High Court Asks Tough Questions in Kosel Hearing

People davening at the Kosel earlier this month. (Gershon Elinson/Flash90)

The Israeli High Court heard a petition on Sunday for an egalitarian prayer section at the Kosel, during which the judges subjected both state attorneys and the petitioners, from the Reform movement and Women of the Wall, to tough questioning.

As expected, the expanded, seven-judge panel wanted to know if the government has made any progress toward keeping its promise to upgrade the special prayer site. They wanted to know, specifically, when the allocated 19 million shekels for upgrades will be implemented. No date for construction has been set.

However, at the start of the hearing, Attorney Dr. Yuval Roitman representing the state, made clear that the proposals for giving the petitioners control over the site, separate funding and equal use of the main entrance, were no longer operative.

“The State’s approach is that although the outline constitutes a worthy attempt, which the Attorney General believed would constitute a valid solution for all parties to put an end to this matter, we are not yet there. Therefore, the State considers the outline to be null and void.”

Roitman added: “Even though there are petitions in the court, and although their request for an interim injunction was rejected, the Women of the Wall and the like are working with physical force all the time to bring Torah scrolls into the upper square, and this creates irregularities and problems.

The justices did not spare the Reform petitioners, however. Focusing on their resolution that the upgraded egalitarian site at the southern end of the Kosel share a joint entrance with the main plaza, Court President Esther Hayut asked if it was really necessary:

“Does the lack of a joint entrance change your rights?” she asked.

Justice Yitzhak Amit also questioned whether or not the formal designation of the current egalitarian site as a state-recognized holy place was a critical component of the equal access and freedom of worship demanded by the Reform groups and Women of the Wall.

“Why is the statutory issue important?” asked Amit. “You don’t need the legislature to tell you it’s the Western Wall, it is the Western Wall.
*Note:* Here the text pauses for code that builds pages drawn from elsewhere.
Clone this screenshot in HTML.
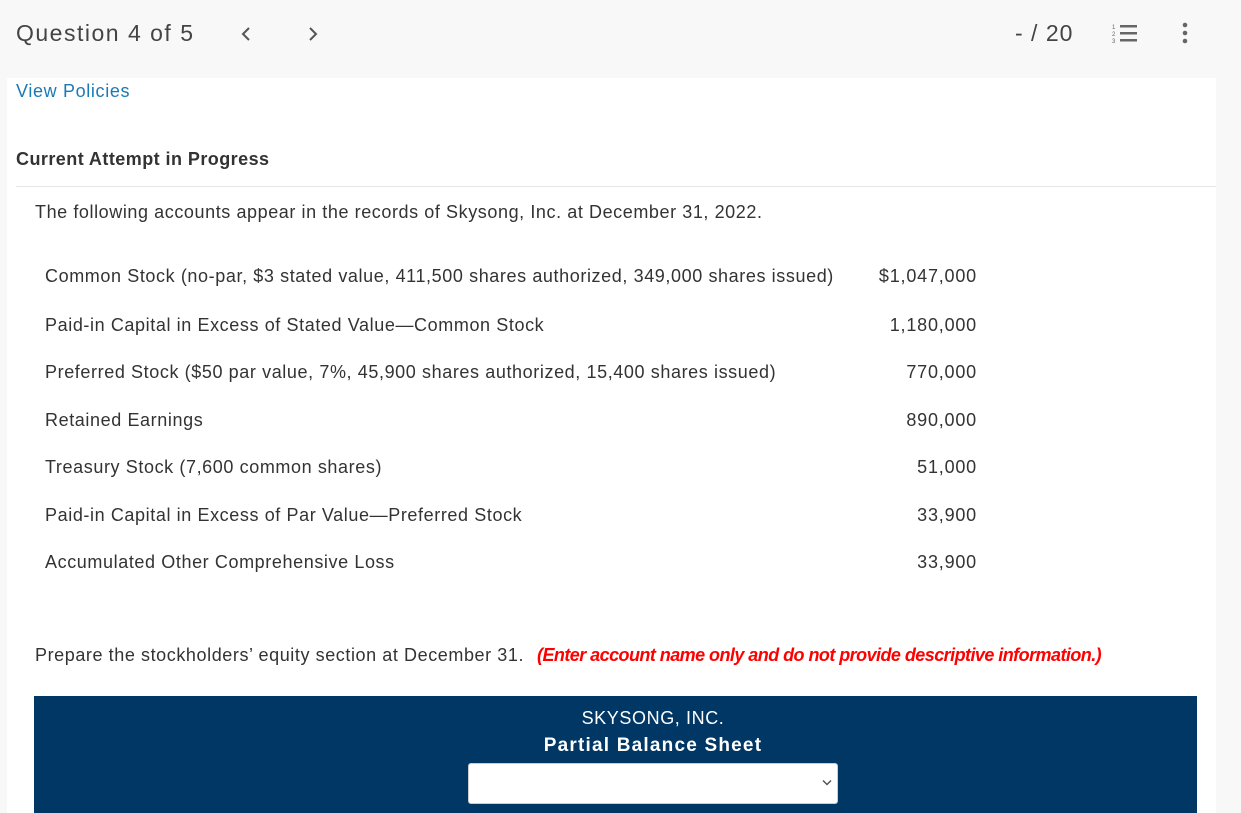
<!DOCTYPE html>
<html><head><style>
body{margin:0;width:1241px;height:813px;overflow:hidden;background:#f8f8f8;font-family:"Liberation Sans",sans-serif;color:#333;position:relative}
.a{position:absolute;white-space:nowrap}
#panel{position:absolute;left:7px;top:78px;width:1209px;height:735px;background:#fff}
.row{font-size:18px;color:#333;letter-spacing:0.6px}
.num{font-size:18px;color:#333;text-align:right;width:250px;left:727px;letter-spacing:0.8px}
</style></head><body>
<div class="a" style="left:16px;top:20px;font-size:23px;color:#444;letter-spacing:1.5px">Question 4 of 5</div>
<svg class="a" style="left:241px;top:26px" width="10" height="16"><path d="M8 2 L2 8 L8 14" stroke="#555" stroke-width="2" fill="none"/></svg>
<svg class="a" style="left:308px;top:26px" width="10" height="16"><path d="M2 2 L8 8 L2 14" stroke="#555" stroke-width="2" fill="none"/></svg>
<div class="a" style="left:1015px;top:20px;font-size:23px;color:#444;letter-spacing:1px">- / 20</div>
<svg class="a" style="left:1112px;top:22px" width="26" height="22"><g fill="#666"><rect x="8" y="3" width="17" height="2.5"/><rect x="8" y="10" width="17" height="2.5"/><rect x="8" y="17" width="17" height="2.5"/><text x="0" y="7" font-size="6" font-family="Liberation Sans">1</text><text x="0" y="14" font-size="6" font-family="Liberation Sans">2</text><text x="0" y="21" font-size="6" font-family="Liberation Sans">3</text></g></svg>
<svg class="a" style="left:1181px;top:22px" width="8" height="22"><g fill="#666"><circle cx="4" cy="3" r="2.3"/><circle cx="4" cy="11" r="2.3"/><circle cx="4" cy="19" r="2.3"/></g></svg>
<div id="panel"></div>
<div class="a" style="left:16px;top:81px;font-size:18px;color:#1a7ab5;letter-spacing:0.65px">View Policies</div>
<div class="a" style="left:16px;top:149px;font-size:18px;font-weight:bold;color:#333;letter-spacing:0.45px">Current Attempt in Progress</div>
<div class="a" style="left:16px;top:186px;width:1200px;height:1px;background:#e6e6e6"></div>
<div class="a row" style="left:35px;top:202px;letter-spacing:0.58px">The following accounts appear in the records of Skysong, Inc. at December 31, 2022.</div>
<div class="a row" style="left:45px;top:266px">Common Stock (no-par, $3 stated value, 411,500 shares authorized, 349,000 shares issued)</div>
<div class="a num" style="top:266px">$1,047,000</div>
<div class="a row" style="left:45px;top:315px">Paid-in Capital in Excess of Stated Value—Common Stock</div>
<div class="a num" style="top:315px">1,180,000</div>
<div class="a row" style="left:45px;top:362px">Preferred Stock ($50 par value, 7%, 45,900 shares authorized, 15,400 shares issued)</div>
<div class="a num" style="top:362px">770,000</div>
<div class="a row" style="left:45px;top:410px">Retained Earnings</div>
<div class="a num" style="top:410px">890,000</div>
<div class="a row" style="left:45px;top:457px">Treasury Stock (7,600 common shares)</div>
<div class="a num" style="top:457px">51,000</div>
<div class="a row" style="left:45px;top:505px">Paid-in Capital in Excess of Par Value—Preferred Stock</div>
<div class="a num" style="top:505px">33,900</div>
<div class="a row" style="left:45px;top:552px">Accumulated Other Comprehensive Loss</div>
<div class="a num" style="top:552px">33,900</div>
<div class="a row" style="left:35px;top:645px;letter-spacing:0.58px">Prepare the stockholders’ equity section at December 31. </div>
<div class="a" style="left:537px;top:645px;font-size:18px;color:#f00;font-weight:bold;font-style:italic;letter-spacing:-0.55px">(Enter account name only and do not provide descriptive information.)</div>
<div class="a" style="left:34px;top:696px;width:1163px;height:117px;background:#003764"></div>
<div class="a" style="left:453px;top:708px;width:400px;text-align:center;color:#fff;font-size:18px;letter-spacing:0.6px">SKYSONG, INC.</div>
<div class="a" style="left:453px;top:735px;width:400px;text-align:center;color:#fff;font-size:19px;font-weight:bold;letter-spacing:1.2px">Partial Balance Sheet</div>
<div class="a" style="left:468px;top:763px;width:370px;height:41px;background:#fff;border-radius:3px;border:1px solid #ccc;box-sizing:border-box"></div>
<svg class="a" style="left:822px;top:779px" width="10" height="8"><path d="M1 1.5 L5 5.5 L9 1.5" stroke="#555" stroke-width="1.5" fill="none"/></svg>
</body></html>
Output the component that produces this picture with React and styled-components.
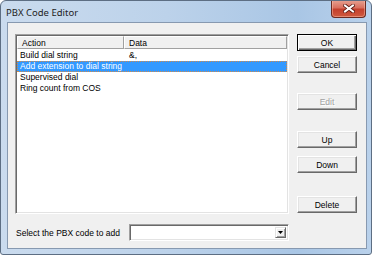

Everything we’re talking about is symbolic. Even if it’s not recognized in law, it is the Western Wall.”

Rabbi Pesach Lerner, President of the Coalition for Jewish Values and Executive Vice-President Emeritus of the National Council of Young Israel, expressed satisfaction at the way the hearing was conducted.

“We are glad the court asked real questions, that the government realized the agreement was not a good one and that tradition at the Kotel will hopefully be maintained,” he said.

At the same hearing, the Orthodox group, Women For the Wall, presented a brief arguing that the court lacks jurisdiction, and should not issue a ruling in the case.

“Tradition is the most basic element of any religion. Every religious site in the world has its tradition. Somehow this is patently clear when it comes to other religions. Nobody in their right mind would think it acceptable for a small group of worshipers to demand the right to pray as they wish in the Vatican, Mecca, or Westminster Abbey. No court would dare meddle in how these religious sites are run. Yet, lehavdil, when it comes to the Kotel, Women of the Wall with their 50 or so members think they can disturb the mitpalelim, who pray in accordance with the established tradition and the courts are asked to uphold their right against the mesorah of thousands of years.”

The petitioners cited the 1922 King’s Order in Council, a British Mandatory law, which prevents civil courts from exercising jurisdiction over religious sites.

The justices expressed concern over the numerous disturbances that have occurred at the Kosel in recent months in connection with Women of the Wall and their various attempts to introduce heterodox practices at the holy site.

Hayut described the situation as “painful and saddening.”